In March, a complaint was filed with the Washington-based Inter-American Commission on Human Rights demanding "urgent measures" to control pollution.

A bleak terrain

The landscape from the coast up to La Oroya transforms like a series of film cuts: from the drab brown of the arid coastal plain to the pines and rushing streams of the temperate heights and up to snowy Andean passes, inhospitable even to the hardy llama.

But humans have left their mark. Gaping incisions mar hillsides and valleys. Runoff feeds lagoons of garish ochre and vermillion hues.

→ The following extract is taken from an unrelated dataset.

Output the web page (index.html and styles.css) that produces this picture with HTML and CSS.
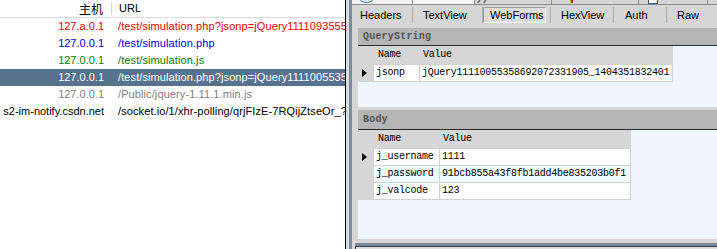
FILE: index.html
```html
<!DOCTYPE html>
<html lang="zh">
<head>
    <meta charset="UTF-8">
    <title>Fiddler - WebForms</title>
    <link rel="stylesheet" href="styles.css">
</head>
<body>
    <div class="app">
        <div class="sessions">
            <div class="sess-head">
                <div class="host">主机</div>
                <div class="url">URL</div>
            </div>
            <div class="sess-row red">
                <div class="host">127.a.0.1</div>
                <div class="url">/test/simulation.php?jsonp=jQuery1111093555</div>
            </div>
            <div class="sess-row blue">
                <div class="host">127.0.0.1</div>
                <div class="url">/test/simulation.php</div>
            </div>
            <div class="sess-row green">
                <div class="host">127.0.0.1</div>
                <div class="url">/test/simulation.js</div>
            </div>
            <div class="sess-row selected">
                <div class="host">127.0.0.1</div>
                <div class="url">/test/simulation.php?jsonp=jQuery1111005535</div>
            </div>
            <div class="sess-row grey">
                <div class="host">127.0.0.1</div>
                <div class="url">/Public/jquery-1.11.1.min.js</div>
            </div>
            <div class="sess-row">
                <div class="host">s2-im-notify.csdn.net</div>
                <div class="url">/socket.io/1/xhr-polling/qrjFIzE-7RQijZtseOr_?t</div>
            </div>
        </div>

        <div class="splitter"></div>

        <div class="inspector">
            <div class="top-tabs">
                <div class="tt tt1"><span class="ico ring"></span></div>
                <div class="tt tt2"></div>
                <div class="tt tt3"><span class="ico bolt"></span></div>
                <div class="tt tt4"><span class="ico pencil"></span></div>
                <div class="tt tt5"><span class="ico box"></span></div>
            </div>

            <div class="tabs">
                <div class="tab t-headers">Headers</div>
                <div class="tab t-text">TextView</div>
                <div class="tab t-forms"><div class="sel">WebForms</div></div>
                <div class="tab t-hex">HexView</div>
                <div class="tab t-auth">Auth</div>
                <div class="tab t-raw">Raw</div>
            </div>

            <div class="view">
                <div class="band">QueryString</div>
                <div class="pane pane-q">
                    <div class="grid grid-q">
                        <div class="g-head">
                            <div class="rh"></div>
                            <div class="gc c-name">Name</div>
                            <div class="gc c-value">Value</div>
                        </div>
                        <div class="g-row">
                            <div class="rh"><span class="arrow"></span></div>
                            <div class="cell c-name">jsonp</div>
                            <div class="cell c-value">jQuery11110055358692072331905_1404351832401</div>
                        </div>
                    </div>
                </div>

                <div class="hsplit"></div>

                <div class="band band-body">Body</div>
                <div class="pane pane-b">
                    <div class="grid grid-b">
                        <div class="g-head">
                            <div class="rh"></div>
                            <div class="gc c-name">Name</div>
                            <div class="gc c-value">Value</div>
                        </div>
                        <div class="g-row">
                            <div class="rh"><span class="arrow"></span></div>
                            <div class="cell c-name">j_username</div>
                            <div class="cell c-value">1111</div>
                        </div>
                        <div class="g-row alt">
                            <div class="rh"></div>
                            <div class="cell c-name">j_password</div>
                            <div class="cell c-value">91bcb855a43f8fb1add4be835203b0f1</div>
                        </div>
                        <div class="g-row">
                            <div class="rh"></div>
                            <div class="cell c-name">j_valcode</div>
                            <div class="cell c-value">123</div>
                        </div>
                    </div>
                </div>
            </div>

            <div class="lower">
                <div class="lower-in"></div>
            </div>
        </div>
    </div>
</body>
</html>
```

FILE: styles.css
```css
* {
    box-sizing: border-box;
}

body {
    margin: 0;
    width: 717px;
    height: 249px;
    overflow: hidden;
    background: #fff;
    font-family: "Liberation Sans", Arial, sans-serif;
    font-size: 11px;
    color: #000;
}

.app {
    display: flex;
    height: 249px;
}

/* session list */
.sessions {
    flex: none;
    width: 346px;
    border-right: 1px solid #000;
    background: #fff;
    overflow: hidden;
}

.sess-head {
    display: flex;
    align-items: center;
    height: 18px;
    border-bottom: 1px solid #dadada;
}

.sess-head .host {
    font-family: "Noto Sans CJK SC", sans-serif;
    font-size: 12px;
    padding-right: 8px;
    line-height: 14px;
}

.sess-head .url {
    height: 13px;
    line-height: 13px;
    border-left: 1px solid #d6d6d6;
    padding-left: 7px;
}

.sess-row {
    display: flex;
    height: 17px;
    line-height: 17px;
    white-space: nowrap;
}

.host {
    flex: none;
    width: 111px;
    padding-right: 7px;
    text-align: right;
}

.url {
    flex: 1;
    padding-left: 7px;
    overflow: hidden;
    white-space: nowrap;
    letter-spacing: 0.1px;
}

.red { color: #ff0000; }
.blue { color: #0000ff; }
.green { color: #008000; }
.grey { color: #808080; }

.selected {
    background: #56728d;
    color: #fff;
}

.splitter {
    flex: none;
    width: 6px;
    border-left: 3px solid #dcdcdc;
    background: #7a8c9c;
}

/* inspector */
.inspector {
    flex: 1;
    display: flex;
    flex-direction: column;
    background: #d6d6d6;
    overflow: hidden;
}

.top-tabs {
    flex: none;
    display: flex;
    height: 5px;
    border-bottom: 1px solid #8a8a8a;
    overflow: hidden;
}

.tt {
    flex: none;
    position: relative;
    border-right: 1px solid #8a8a8a;
}

.tt1 { width: 61px; background: #f2f2f2; }
.tt2 { width: 62px; background: #f7f7f7; }
.tt3 { width: 77px; }
.tt4 { width: 87px; }
.tt5 { width: 69px; }

.ico {
    position: absolute;
    top: -4px;
}

.ring {
    left: 8px;
    width: 13px;
    height: 7px;
    border: 1px solid #5a7fa8;
    border-radius: 50%;
    background: #d8e4f0;
}

.bolt {
    left: 4px;
    width: 8px;
    height: 7px;
    border-left: 2px solid #777;
    border-right: 2px solid #777;
    transform: skewX(-30deg);
}

.pencil {
    left: 18px;
    width: 3px;
    height: 7px;
    background: #d40000;
    border-left: 1px solid #e8b800;
}

.box {
    left: 9px;
    width: 10px;
    height: 8px;
    border: 1px solid #2f5a96;
    background: #fff;
}

.tabs {
    flex: none;
    display: flex;
    align-items: flex-start;
    height: 23px;
    padding-top: 2px;
}

.tab {
    flex: none;
    height: 16px;
    line-height: 16px;
    border-right: 1px solid #acacac;
    white-space: nowrap;
}

.t-headers { width: 61px; padding-left: 8px; }
.t-text { width: 70px; padding-left: 10px; }
.t-forms { width: 68px; }
.t-hex { width: 63px; padding-left: 10px; }
.t-auth { width: 53px; padding-left: 11px; }
.t-raw { flex: 1; padding-left: 10px; border-right: none; }

.sel {
    width: 63px;
    height: 16px;
    line-height: 14px;
    padding-left: 6px;
    border: 1px solid;
    border-color: #9c9c9c #f4f4f4 #f4f4f4 #9c9c9c;
    background: #dcdcdc;
}

.view {
    flex: none;
    height: 211px;
    margin-left: 6px;
    background: #eef5fd;
}

.band {
    height: 18px;
    line-height: 17px;
    padding-left: 5px;
    background: #b5b5b5;
    border-bottom: 1px solid #2c2c2c;
    font-family: "Liberation Mono", monospace;
    font-weight: bold;
    font-size: 10px;
    letter-spacing: 0.2px;
    color: #525252;
}

.band-body {
    height: 20px;
    line-height: 19px;
}

.pane-q { height: 61px; }
.pane-b { height: 109px; }

.hsplit {
    height: 3px;
    background: #d6d6d6;
}

/* grids */
.grid {
    background: #d6d6d6;
    font-family: "Liberation Mono", monospace;
    font-size: 10px;
    letter-spacing: -0.25px;
}

.grid-q { width: 315px; }
.grid-b { width: 273px; }

.g-head,
.g-row {
    display: flex;
}

.g-head {
    height: 18px;
    line-height: 18px;
}

.g-row {
    height: 17px;
}

.g-row:last-child {
    height: 18px;
}

.rh {
    flex: none;
    width: 16px;
    display: flex;
    align-items: center;
}

.arrow {
    margin-left: 4px;
    border-left: 5px solid #000;
    border-top: 4px solid transparent;
    border-bottom: 4px solid transparent;
}

.gc {
    flex: none;
    padding-left: 4px;
}

.grid-q .c-name { width: 46px; }
.grid-q .c-value { width: 253px; }
.grid-b .c-name { width: 66px; }
.grid-b .c-value { width: 191px; }

.g-head .c-value { padding-left: 3px; }

.cell {
    flex: none;
    background: #fff;
    border-top: 1px solid #d2d2d2;
    border-right: 1px solid #d2d2d2;
    padding-left: 2px;
    line-height: 16px;
    white-space: nowrap;
    overflow: hidden;
}

.g-row:last-child .cell {
    border-bottom: 1px solid #d2d2d2;
}

.alt .cell {
    background: #f0fbfb;
}

.lower {
    flex: none;
    height: 6px;
    margin-top: 4px;
    margin-left: 3px;
    border-top: 3px solid #768a9a;
    background: #d6d6d6;
}

.lower-in {
    height: 3px;
    border-top: 1px solid #3c3c3c;
    border-left: 1px solid #3c3c3c;
    background: #dedede;
}
```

This is mining country. The veins that drew the Spanish now attract multinational firms, providing a mixed blessing for generations of Peruvians, mostly of indigenous stock.

La Oroya, is a cheerless settlement of 35,000 more than two miles above sea level, dominated by the smokestack, its plume raining emissions on the town and surrounding mountains. The adjacent limestone hillsides are stripped of vegetation. Few homes in the Old Town, founded to house smelter workers, have indoor plumbing.

Vast quantities of mined "concentrates" arrive daily via train and truck, and are cooked to separate lead, copper, zinc, cadmium and other ore, including silver and gold. Most is exported, the lead used in car and transformer batteries and electronics components.